╭─ Material provided

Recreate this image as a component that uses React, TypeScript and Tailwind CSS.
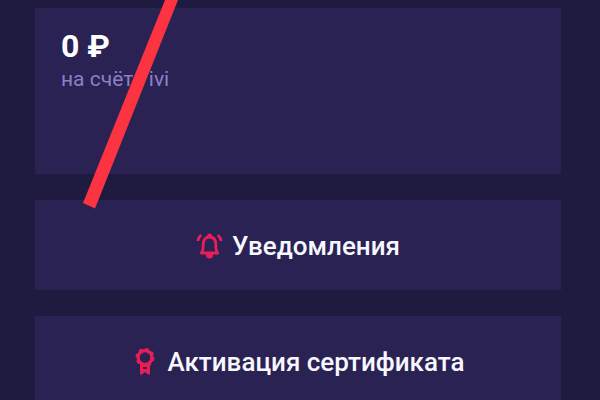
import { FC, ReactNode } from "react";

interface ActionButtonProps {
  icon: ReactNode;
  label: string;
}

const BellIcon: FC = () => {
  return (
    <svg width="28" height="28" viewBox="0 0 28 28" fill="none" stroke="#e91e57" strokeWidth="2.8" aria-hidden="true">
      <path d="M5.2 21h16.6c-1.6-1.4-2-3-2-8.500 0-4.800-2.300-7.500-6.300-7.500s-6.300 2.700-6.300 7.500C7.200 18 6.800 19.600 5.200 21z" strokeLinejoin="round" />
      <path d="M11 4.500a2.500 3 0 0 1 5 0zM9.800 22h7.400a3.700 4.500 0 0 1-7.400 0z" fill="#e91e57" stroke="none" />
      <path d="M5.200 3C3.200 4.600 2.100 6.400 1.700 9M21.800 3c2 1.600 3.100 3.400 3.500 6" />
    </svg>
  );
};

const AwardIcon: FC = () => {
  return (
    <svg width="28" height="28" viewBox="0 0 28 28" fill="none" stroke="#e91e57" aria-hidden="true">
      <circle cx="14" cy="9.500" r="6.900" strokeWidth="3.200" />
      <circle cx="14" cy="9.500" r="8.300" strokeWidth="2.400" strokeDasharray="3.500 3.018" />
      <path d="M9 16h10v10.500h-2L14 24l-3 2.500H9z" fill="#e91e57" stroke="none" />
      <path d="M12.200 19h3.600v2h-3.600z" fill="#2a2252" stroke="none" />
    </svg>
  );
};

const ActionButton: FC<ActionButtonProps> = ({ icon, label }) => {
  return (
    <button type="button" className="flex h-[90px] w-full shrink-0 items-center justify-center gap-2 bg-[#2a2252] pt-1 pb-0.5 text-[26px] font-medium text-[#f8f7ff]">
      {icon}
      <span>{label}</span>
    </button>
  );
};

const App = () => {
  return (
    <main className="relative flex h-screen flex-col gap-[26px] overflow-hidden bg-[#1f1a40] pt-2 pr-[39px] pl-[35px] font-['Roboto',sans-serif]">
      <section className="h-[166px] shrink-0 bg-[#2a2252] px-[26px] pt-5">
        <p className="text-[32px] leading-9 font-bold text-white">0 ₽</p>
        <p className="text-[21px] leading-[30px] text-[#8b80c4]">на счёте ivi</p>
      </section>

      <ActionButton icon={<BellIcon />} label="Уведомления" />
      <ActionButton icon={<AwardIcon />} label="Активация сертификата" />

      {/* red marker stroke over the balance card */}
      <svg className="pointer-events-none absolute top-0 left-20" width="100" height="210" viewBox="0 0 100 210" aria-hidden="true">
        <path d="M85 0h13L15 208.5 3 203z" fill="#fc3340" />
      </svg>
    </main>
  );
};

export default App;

╰─

=== Given task ===
Quote the material word for word, dropping any images it holds.

=== Exercise output ===
Recreate this image as a component that uses React, TypeScript and Tailwind CSS.
import { FC, ReactNode } from "react";

interface ActionButtonProps {
  icon: ReactNode;
  label: string;
}

const BellIcon: FC = () => {
  return (
    <svg width="28" height="28" viewBox="0 0 28 28" fill="none" stroke="#e91e57" strokeWidth="2.8" aria-hidden="true">
      <path d="M5.2 21h16.6c-1.6-1.4-2-3-2-8.500 0-4.800-2.300-7.500-6.300-7.500s-6.300 2.700-6.300 7.500C7.200 18 6.800 19.600 5.200 21z" strokeLinejoin="round" />
      <path d="M11 4.500a2.500 3 0 0 1 5 0zM9.800 22h7.400a3.700 4.500 0 0 1-7.400 0z" fill="#e91e57" stroke="none" />
      <path d="M5.200 3C3.200 4.600 2.100 6.400 1.700 9M21.800 3c2 1.600 3.100 3.400 3.500 6" />
    </svg>
  );
};

const AwardIcon: FC = () => {
  return (
    <svg width="28" height="28" viewBox="0 0 28 28" fill="none" stroke="#e91e57" aria-hidden="true">
      <circle cx="14" cy="9.500" r="6.900" strokeWidth="3.200" />
      <circle cx="14" cy="9.500" r="8.300" strokeWidth="2.400" strokeDasharray="3.500 3.018" />
      <path d="M9 16h10v10.500h-2L14 24l-3 2.500H9z" fill="#e91e57" stroke="none" />
      <path d="M12.200 19h3.600v2h-3.600z" fill="#2a2252" stroke="none" />
    </svg>
  );
};

const ActionButton: FC<ActionButtonProps> = ({ icon, label }) => {
  return (
    <button type="button" className="flex h-[90px] w-full shrink-0 items-center justify-center gap-2 bg-[#2a2252] pt-1 pb-0.5 text-[26px] font-medium text-[#f8f7ff]">
      {icon}
      <span>{label}</span>
    </button>
  );
};

const App = () => {
  return (
    <main className="relative flex h-screen flex-col gap-[26px] overflow-hidden bg-[#1f1a40] pt-2 pr-[39px] pl-[35px] font-['Roboto',sans-serif]">
      <section className="h-[166px] shrink-0 bg-[#2a2252] px-[26px] pt-5">
        <p className="text-[32px] leading-9 font-bold text-white">0 ₽</p>
        <p className="text-[21px] leading-[30px] text-[#8b80c4]">на счёте ivi</p>
      </section>

      <ActionButton icon={<BellIcon />} label="Уведомления" />
      <ActionButton icon={<AwardIcon />} label="Активация сертификата" />

      {/* red marker stroke over the balance card */}
      <svg className="pointer-events-none absolute top-0 left-20" width="100" height="210" viewBox="0 0 100 210" aria-hidden="true">
        <path d="M85 0h13L15 208.5 3 203z" fill="#fc3340" />
      </svg>
    </main>
  );
};

export default App;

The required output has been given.